Data block:
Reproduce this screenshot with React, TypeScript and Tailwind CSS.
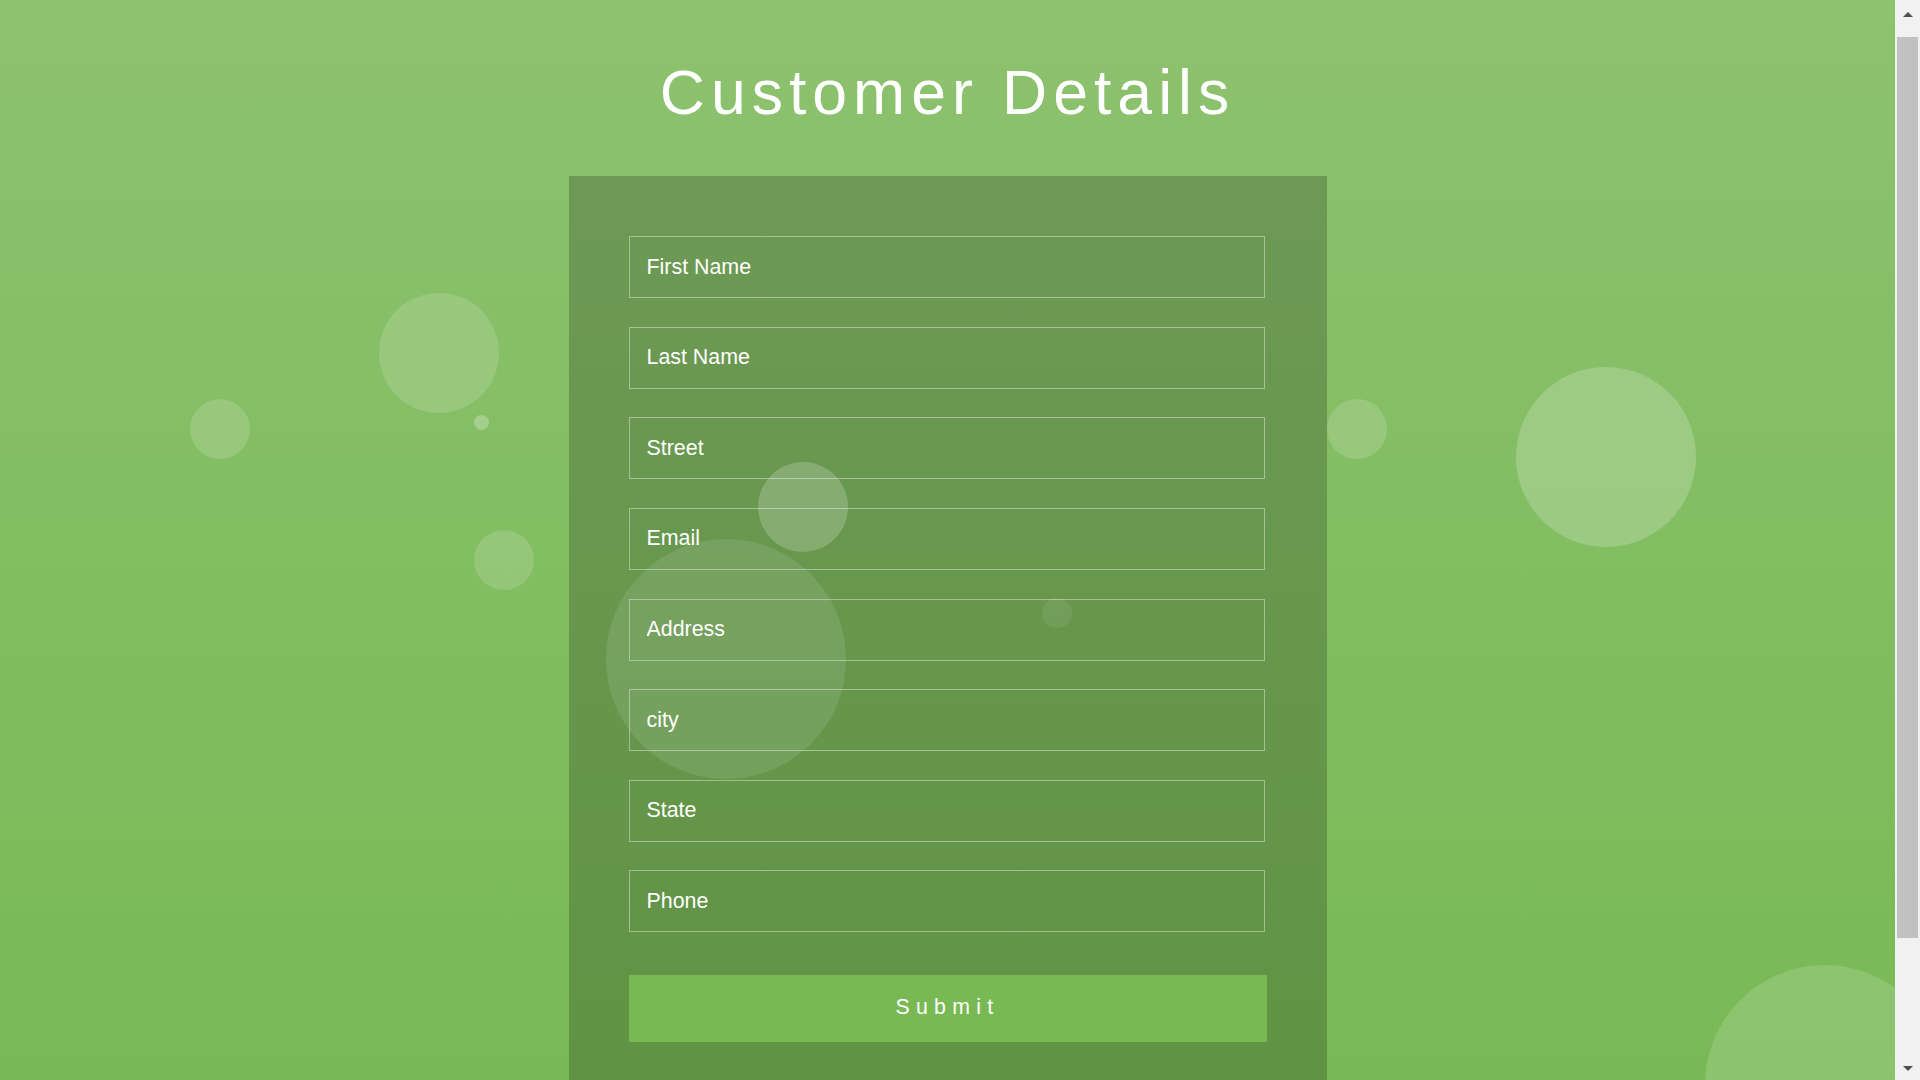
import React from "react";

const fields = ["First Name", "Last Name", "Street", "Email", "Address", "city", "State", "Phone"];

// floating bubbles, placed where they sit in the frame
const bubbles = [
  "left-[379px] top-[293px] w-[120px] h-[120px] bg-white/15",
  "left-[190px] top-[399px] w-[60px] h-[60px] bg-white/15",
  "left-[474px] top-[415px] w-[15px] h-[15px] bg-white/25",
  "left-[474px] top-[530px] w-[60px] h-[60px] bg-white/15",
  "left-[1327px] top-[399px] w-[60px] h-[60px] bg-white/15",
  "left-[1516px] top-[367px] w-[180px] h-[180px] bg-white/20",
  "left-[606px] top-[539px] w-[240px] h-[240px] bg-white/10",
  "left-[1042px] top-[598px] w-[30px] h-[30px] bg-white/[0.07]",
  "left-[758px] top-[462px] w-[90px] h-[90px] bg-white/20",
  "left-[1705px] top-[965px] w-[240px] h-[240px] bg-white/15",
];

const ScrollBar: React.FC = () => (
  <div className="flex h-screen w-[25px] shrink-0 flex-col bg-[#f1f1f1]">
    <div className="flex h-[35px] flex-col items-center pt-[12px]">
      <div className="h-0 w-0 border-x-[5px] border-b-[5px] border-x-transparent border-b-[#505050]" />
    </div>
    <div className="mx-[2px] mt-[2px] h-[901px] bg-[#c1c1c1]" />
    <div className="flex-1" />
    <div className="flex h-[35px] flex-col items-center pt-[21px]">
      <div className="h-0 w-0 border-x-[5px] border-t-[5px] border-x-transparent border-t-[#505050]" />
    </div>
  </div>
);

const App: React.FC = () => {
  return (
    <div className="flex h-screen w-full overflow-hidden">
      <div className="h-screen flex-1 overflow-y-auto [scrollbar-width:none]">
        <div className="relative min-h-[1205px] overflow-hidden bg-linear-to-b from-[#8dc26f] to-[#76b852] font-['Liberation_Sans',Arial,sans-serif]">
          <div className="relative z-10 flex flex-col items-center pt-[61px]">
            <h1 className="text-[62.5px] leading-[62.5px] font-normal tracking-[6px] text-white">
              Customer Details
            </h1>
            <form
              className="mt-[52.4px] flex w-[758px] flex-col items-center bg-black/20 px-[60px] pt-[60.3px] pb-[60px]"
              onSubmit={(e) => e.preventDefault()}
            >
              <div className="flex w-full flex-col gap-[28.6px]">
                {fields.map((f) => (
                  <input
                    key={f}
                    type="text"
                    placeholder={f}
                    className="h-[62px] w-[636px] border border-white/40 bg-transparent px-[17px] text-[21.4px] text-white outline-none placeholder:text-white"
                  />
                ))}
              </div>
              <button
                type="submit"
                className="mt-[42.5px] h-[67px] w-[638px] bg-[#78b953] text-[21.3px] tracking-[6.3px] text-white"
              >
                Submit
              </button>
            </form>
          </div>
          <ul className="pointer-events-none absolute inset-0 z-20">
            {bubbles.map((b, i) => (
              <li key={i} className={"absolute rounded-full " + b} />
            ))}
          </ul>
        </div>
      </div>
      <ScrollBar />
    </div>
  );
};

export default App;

Work to complete:
In this exercise, set down all of the data exactly, without the pictures.

Answer to the exercise:
Reproduce this screenshot with React, TypeScript and Tailwind CSS.
import React from "react";

const fields = ["First Name", "Last Name", "Street", "Email", "Address", "city", "State", "Phone"];

// floating bubbles, placed where they sit in the frame
const bubbles = [
  "left-[379px] top-[293px] w-[120px] h-[120px] bg-white/15",
  "left-[190px] top-[399px] w-[60px] h-[60px] bg-white/15",
  "left-[474px] top-[415px] w-[15px] h-[15px] bg-white/25",
  "left-[474px] top-[530px] w-[60px] h-[60px] bg-white/15",
  "left-[1327px] top-[399px] w-[60px] h-[60px] bg-white/15",
  "left-[1516px] top-[367px] w-[180px] h-[180px] bg-white/20",
  "left-[606px] top-[539px] w-[240px] h-[240px] bg-white/10",
  "left-[1042px] top-[598px] w-[30px] h-[30px] bg-white/[0.07]",
  "left-[758px] top-[462px] w-[90px] h-[90px] bg-white/20",
  "left-[1705px] top-[965px] w-[240px] h-[240px] bg-white/15",
];

const ScrollBar: React.FC = () => (
  <div className="flex h-screen w-[25px] shrink-0 flex-col bg-[#f1f1f1]">
    <div className="flex h-[35px] flex-col items-center pt-[12px]">
      <div className="h-0 w-0 border-x-[5px] border-b-[5px] border-x-transparent border-b-[#505050]" />
    </div>
    <div className="mx-[2px] mt-[2px] h-[901px] bg-[#c1c1c1]" />
    <div className="flex-1" />
    <div className="flex h-[35px] flex-col items-center pt-[21px]">
      <div className="h-0 w-0 border-x-[5px] border-t-[5px] border-x-transparent border-t-[#505050]" />
    </div>
  </div>
);

const App: React.FC = () => {
  return (
    <div className="flex h-screen w-full overflow-hidden">
      <div className="h-screen flex-1 overflow-y-auto [scrollbar-width:none]">
        <div className="relative min-h-[1205px] overflow-hidden bg-linear-to-b from-[#8dc26f] to-[#76b852] font-['Liberation_Sans',Arial,sans-serif]">
          <div className="relative z-10 flex flex-col items-center pt-[61px]">
            <h1 className="text-[62.5px] leading-[62.5px] font-normal tracking-[6px] text-white">
              Customer Details
            </h1>
            <form
              className="mt-[52.4px] flex w-[758px] flex-col items-center bg-black/20 px-[60px] pt-[60.3px] pb-[60px]"
              onSubmit={(e) => e.preventDefault()}
            >
              <div className="flex w-full flex-col gap-[28.6px]">
                {fields.map((f) => (
                  <input
                    key={f}
                    type="text"
                    placeholder={f}
                    className="h-[62px] w-[636px] border border-white/40 bg-transparent px-[17px] text-[21.4px] text-white outline-none placeholder:text-white"
                  />
                ))}
              </div>
              <button
                type="submit"
                className="mt-[42.5px] h-[67px] w-[638px] bg-[#78b953] text-[21.3px] tracking-[6.3px] text-white"
              >
                Submit
              </button>
            </form>
          </div>
          <ul className="pointer-events-none absolute inset-0 z-20">
            {bubbles.map((b, i) => (
              <li key={i} className={"absolute rounded-full " + b} />
            ))}
          </ul>
        </div>
      </div>
      <ScrollBar />
    </div>
  );
};

export default App;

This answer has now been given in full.